Access, Desecration, and Abandonment

Access

Any person who wishes to visit a cemetery that has no public ingress or egress shall have the rights for visitation during reasonable hours and for purposes associated with cemetery visits. The owner of the lands surrounding the cemetery may designate the routes for reasonable access. Interference with ingress and egress is a Class C misdemeanor. (Health and Safety Code, Section 711.041 and Section 711.0521)

The Texas Funeral Services Commission has the authority to write rules to support Section 711.041. These rules present a course of action that may be undertaken in cases where access to a cemetery is refused. See Title 22, Part 10, Rule §205.2 of the Texas Administrative Code. (Health and Safety Code, Section 711.012(b))

The court decision in the case of Davis v. May, 135 S.W.3d 747 (Tex.App.–San Antonio 2003, pet. denied), affirmed the trail court’s judgment granting descendants the right of ingress and egress to a private family cemetery surrounded by a single landowner.

Desecration

The Texas Penal Code states that a person who intentionally or knowingly disinters or disturbs a human corpse has committed a Class A misdemeanor. A person commits an offense if they knowingly vandalize or damage the space of the interred. This Class A misdemeanor is punishable by fine and jail confinement. (Texas Penal Code, Section 42.08)

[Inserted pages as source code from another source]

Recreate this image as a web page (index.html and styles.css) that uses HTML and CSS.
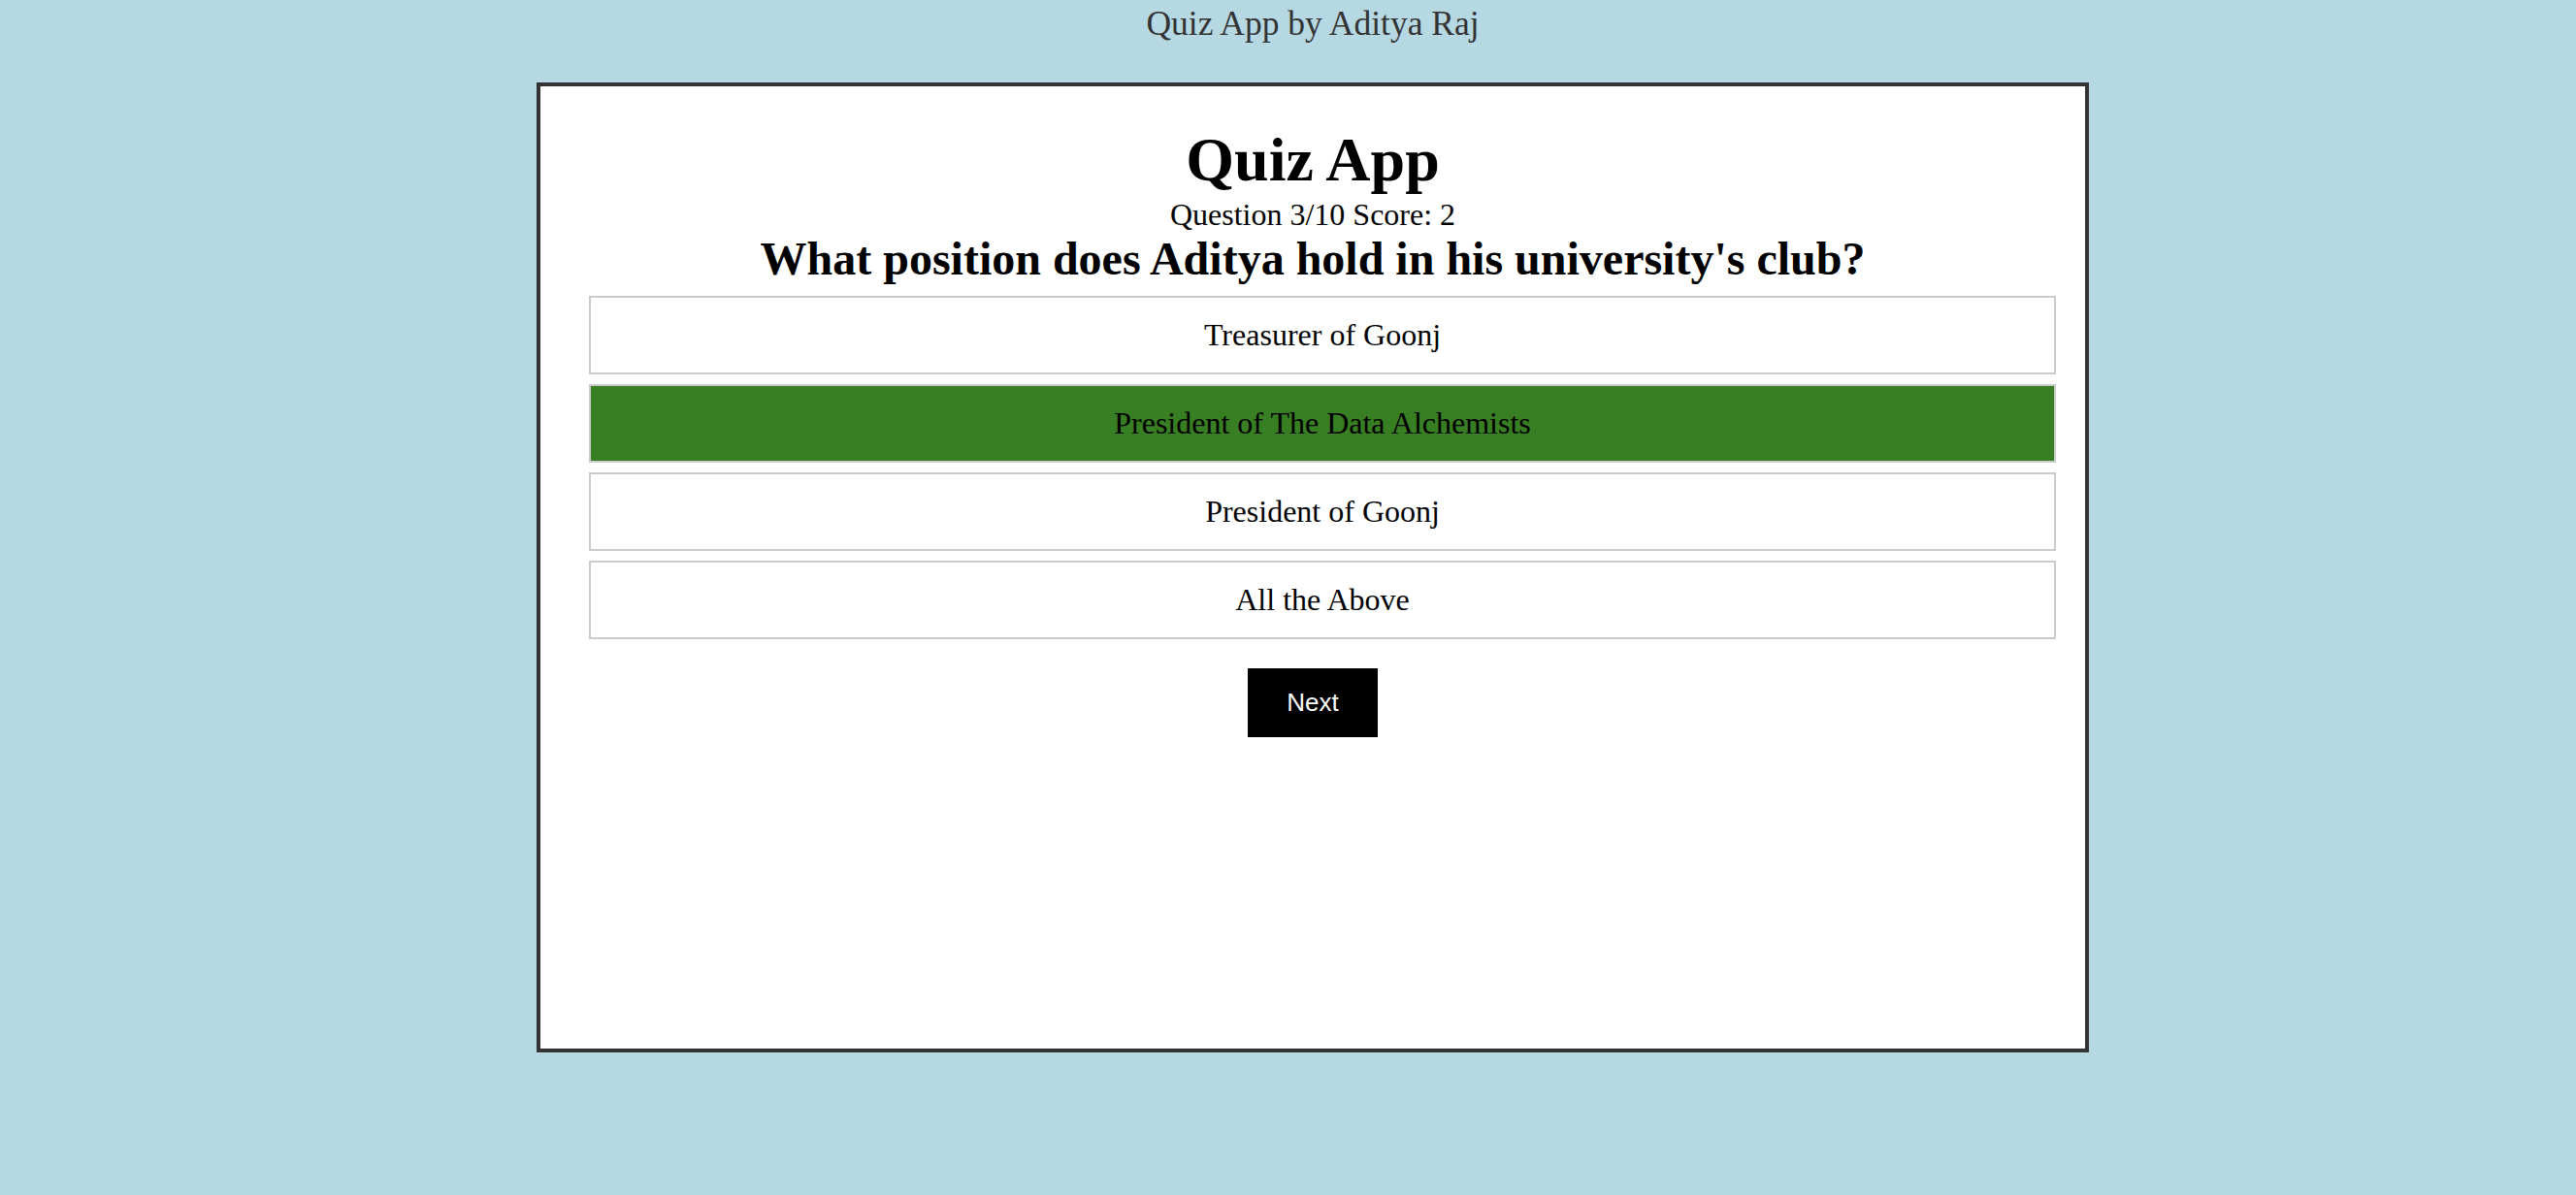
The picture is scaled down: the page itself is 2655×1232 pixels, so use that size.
FILE: index.html
```html
<!DOCTYPE html>
<html lang="en">
<head>
<meta charset="utf-8">
<title>Quiz App by Aditya Raj</title>
<link rel="stylesheet" href="styles.css">
</head>
<body>
<div class="page">
  <div class="site-title">Quiz App by Aditya Raj</div>
  <main class="card">
    <h1 class="app-title">Quiz App</h1>
    <div class="status">Question 3/10 Score: 2</div>
    <h2 class="question">What position does Aditya hold in his university's club?</h2>
    <div class="options">
      <div class="option">Treasurer of Goonj</div>
      <div class="option correct">President of The Data Alchemists</div>
      <div class="option">President of Goonj</div>
      <div class="option">All the Above</div>
    </div>
    <div class="actions">
      <button class="next-btn" type="button">Next</button>
    </div>
  </main>
</div>
</body>
</html>
```

FILE: styles.css
```css
html, body {
  margin: 0;
  padding: 0;
}

body {
  background: #b5d8e3;
  font-family: "Liberation Serif", "Times New Roman", serif;
  color: #000;
}

.page {
  padding-left: 51px;
  min-height: 1232px;
  box-sizing: border-box;
}

.site-title {
  margin-top: 2px;
  font-size: 35.5px;
  line-height: 44px;
  text-align: center;
  color: #333;
}

.card {
  width: 1600px;
  height: 1000px;
  box-sizing: border-box;
  margin: 39px auto 0;
  background: #fff;
  border: 4px solid #333;
  display: flex;
  flex-direction: column;
}

.app-title {
  margin: 38.6px 0 0;
  font-size: 64px;
  line-height: 73px;
  font-weight: bold;
  text-align: center;
}

.status {
  font-size: 32px;
  line-height: 40px;
  text-align: center;
}

.question {
  margin: 0;
  font-size: 48px;
  line-height: 52px;
  font-weight: bold;
  text-align: center;
}

.options {
  margin: 12px 30px 0 50px;
  display: flex;
  flex-direction: column;
  gap: 10px;
}

.option {
  height: 81px;
  box-sizing: border-box;
  border: 2px solid #cbcbcb;
  background: #fff;
  font-size: 32px;
  display: flex;
  align-items: center;
  justify-content: center;
}

.option.correct {
  background: #387e22;
}

.actions {
  display: flex;
  justify-content: center;
  margin-top: 30px;
}

.next-btn {
  width: 134px;
  height: 71px;
  border: none;
  background: #000;
  color: #fff;
  font-family: "Liberation Sans", Arial, sans-serif;
  font-size: 26px;
  padding: 0;
  cursor: pointer;
}
```
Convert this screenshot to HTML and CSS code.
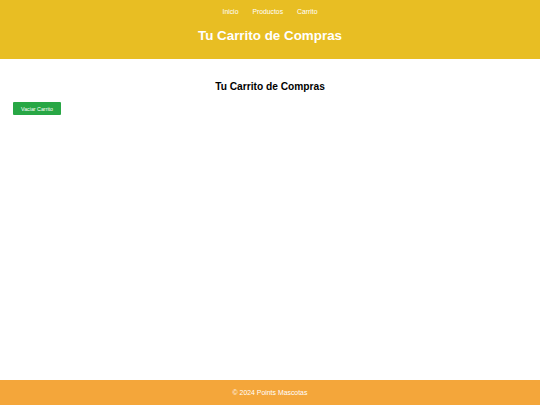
FILE: index.html
```html
<!DOCTYPE html>
<html lang="es">
<head>
<meta charset="utf-8">
<title>Carrito</title>
<link rel="stylesheet" href="styles.css">
</head>
<body>
<div class="page">
<header class="site-header">
  <nav class="nav">
    <a href="#">Inicio</a>
    <a href="#">Productos</a>
    <a href="#">Carrito</a>
  </nav>
  <h1 class="site-title">Tu Carrito de Compras</h1>
</header>
<main class="content">
  <h2 class="cart-title">Tu Carrito de Compras</h2>
  <div class="cart-items"></div>
  <button class="btn-clear">Vaciar Carrito</button>
</main>
<footer class="site-footer">© 2024 Points Mascotas</footer>
</div>
</body>
</html>
```
FILE: styles.css
```css
html, body { margin: 0; padding: 0; }
body { font-family: "Liberation Sans", Arial, sans-serif; background: #fff; }
.page { min-height: 405px; display: flex; flex-direction: column; }
.site-header {
  background: #e8be23;
  height: 59px;
  box-sizing: border-box;
  padding-top: 7px;
  text-align: center;
  color: #fff;
}
.nav { display: flex; justify-content: center; gap: 14px; font-size: 6.8px; line-height: 10px; }
.nav a { color: #fff; text-decoration: none; }
.site-title { margin: 11px 0 0; font-size: 13.4px; line-height: 16px; font-weight: bold; }
.content { flex: 1; padding: 0 13px; }
.cart-title { margin: 22px 0 0; text-align: center; font-size: 10.2px; line-height: 12px; font-weight: bold; color: #000; }
.btn-clear {
  margin-top: 9px;
  width: 48px; height: 13px;
  padding: 0;
  background: #28a745;
  color: #fff;
  border: none;
  border-radius: 1px;
  font-family: "Liberation Sans", Arial, sans-serif;
  font-size: 5.3px;
}
.site-footer {
  background: #f4a63a;
  height: 25px;
  line-height: 25px;
  text-align: center;
  color: #fff;
  font-size: 6.9px;
}
```
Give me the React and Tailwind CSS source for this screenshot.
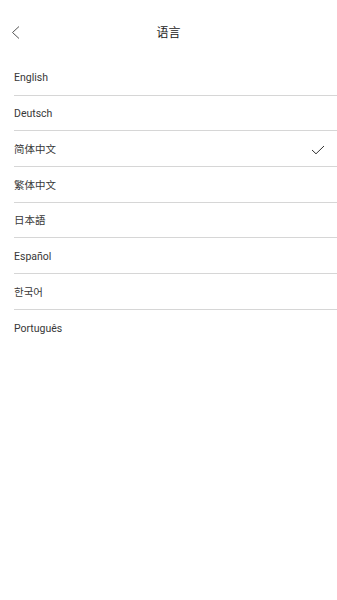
const languages = [
  { name: 'English' },
  { name: 'Deutsch' },
  { name: '简体中文', selected: true },
  { name: '繁体中文' },
  { name: '日本語' },
  { name: 'Español' },
  { name: '한국어' },
  { name: 'Português' },
]

export default function App() {
  return (
    <div
      className="min-h-[600px] w-full bg-white text-[#383838]"
      style={{ fontFamily: "Roboto, 'Noto Sans CJK SC', 'Noto Sans CJK JP', 'Noto Sans CJK KR', sans-serif" }}
    >
      {/* Header */}
      <div className="relative flex h-[60px] items-center justify-center pt-[6px]">
        <button className="absolute left-[10px] top-[25px] p-0">
          <svg width="12" height="15" viewBox="0 0 12 15" fill="none">
            <path d="M9 1.5 L2.5 7.5 L9 13.5" stroke="#555" strokeWidth="1" />
          </svg>
        </button>
        <h1 className="text-[12px] font-normal text-[#222]">语言</h1>
      </div>

      {/* Language list */}
      <ul className="ml-[14px]">
        {languages.map((lang, i) => (
          <li
            key={lang.name}
            className={
              'flex h-[35.7px] items-center justify-between pt-[2px] pr-[12px] text-[10.5px] ' +
              (i < languages.length - 1 ? 'border-b border-[#d6d6d6]' : '')
            }
          >
            <span>{lang.name}</span>
            {lang.selected && (
              <svg width="14" height="10" viewBox="0 0 14 10" fill="none">
                <path d="M1 5 L5 8.8 L13 1" stroke="#333" strokeWidth="1" />
              </svg>
            )}
          </li>
        ))}
      </ul>
    </div>
  )
}
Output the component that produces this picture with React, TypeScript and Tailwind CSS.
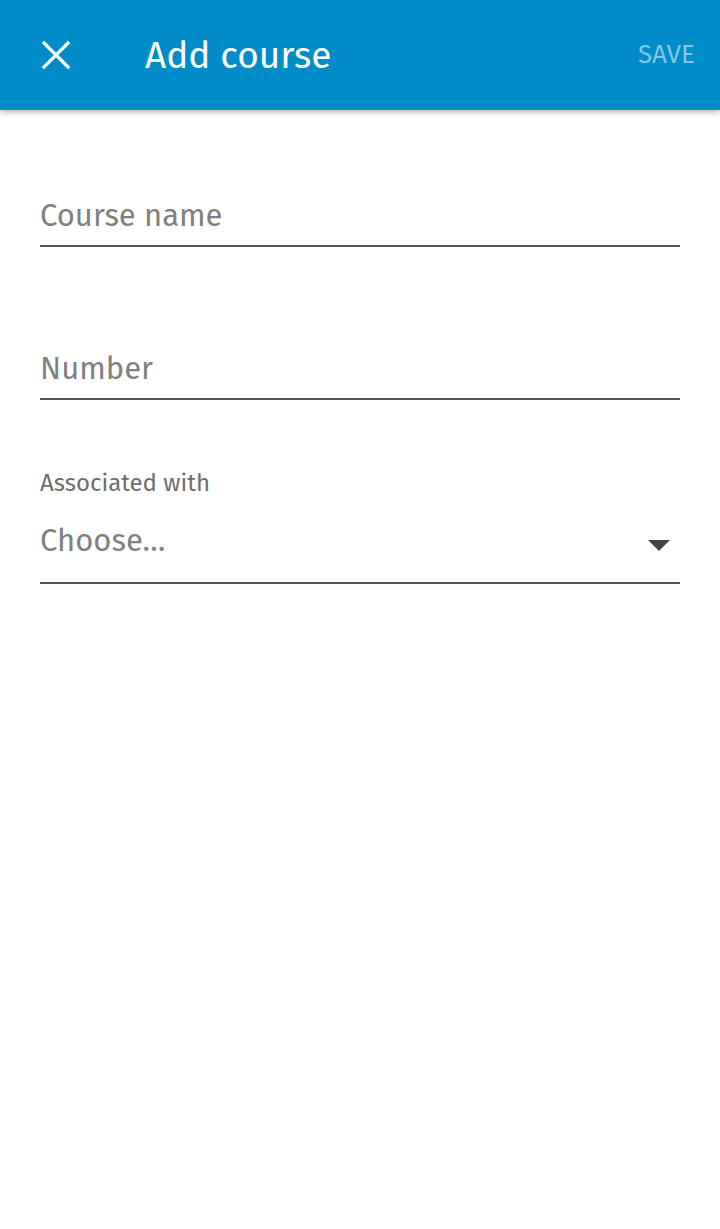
import React from "react";

const Field = ({ placeholder }: { placeholder: string }) => (
  <div className="border-b-2 border-[#555555] pb-[9px]">
    <div className="text-[31px] leading-[40px] text-[#808080]">{placeholder}</div>
  </div>
);

export default function App() {
  return (
    <div className="min-h-[1229px] bg-white font-['Fira_Sans','Noto_Sans',sans-serif]">
      <header className="h-[110px] bg-[#008cc9] flex items-center shadow-[0_2px_6px_rgba(0,0,0,0.3)] relative">
        <button className="w-[112px] h-full flex items-center justify-center">
          <svg width="30" height="30" viewBox="0 0 30 30">
            <path d="M3 3 L27 27 M27 3 L3 27" stroke="white" strokeWidth="3.2" strokeLinecap="square" />
          </svg>
        </button>
        <h1 className="ml-[33px] text-[37px] text-white leading-none">Add course</h1>
        <span className="ml-auto mr-[25px] text-[26px] text-[#80c6e5] leading-none">SAVE</span>
      </header>

      <main className="px-[40px] pt-[86px]">
        <Field placeholder="Course name" />
        <div className="mt-[102px]">
          <Field placeholder="Number" />
        </div>
        <div className="mt-[67px]">
          <div className="text-[24px] leading-[32px] text-[#6e6e6e]">Associated with</div>
          <div className="mt-[22px] border-b-2 border-[#555555] pb-[21px] flex items-center justify-between">
            <span className="text-[31px] leading-[40px] text-[#808080]">Choose…</span>
            <svg width="22" height="12" viewBox="0 0 22 12" className="mr-[10px] mt-[10px]">
              <path d="M0 0 L22 0 L11 11 Z" fill="#444444" />
            </svg>
          </div>
        </div>
      </main>
    </div>
  );
}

Criminal mischief, as described in the Texas Penal Code, includes an offense involving damage or destruction inflicted on a human burial site is a state jail felony. (Texas Penal Code, Section 28.03(f))

Graffiti

An offense involving graffiti on a place of human burial is a state jail felony. (Texas State Penal Code Section 28.03 (a)(3) and (f) and Section 28.08 (a) and (d))

Theft

Theft is a state jail felony if the property, regardless of value, is stolen from the person of another or from a human corpse or grave. (Texas Penal Code, Section 31.03(e)(4)(b))

Abandonment

The fact that the remains of the dead buried in a cemetery have not been removed and that tombstones mark the places of burial is sufficient to show that the cemetery has not been abandoned (Michels v. Crouch, 122 S.W.2d 211, Tex. Civ. App.–Eastland 1938, no writ).

In Markgraf v. Salem Cemetery Assn., 540 S.W2d 524 (Tex. Civ. App.–San Antonio 1976, no writ), the court decided that land outside a cemetery fence was not abandoned because several graves were still evident.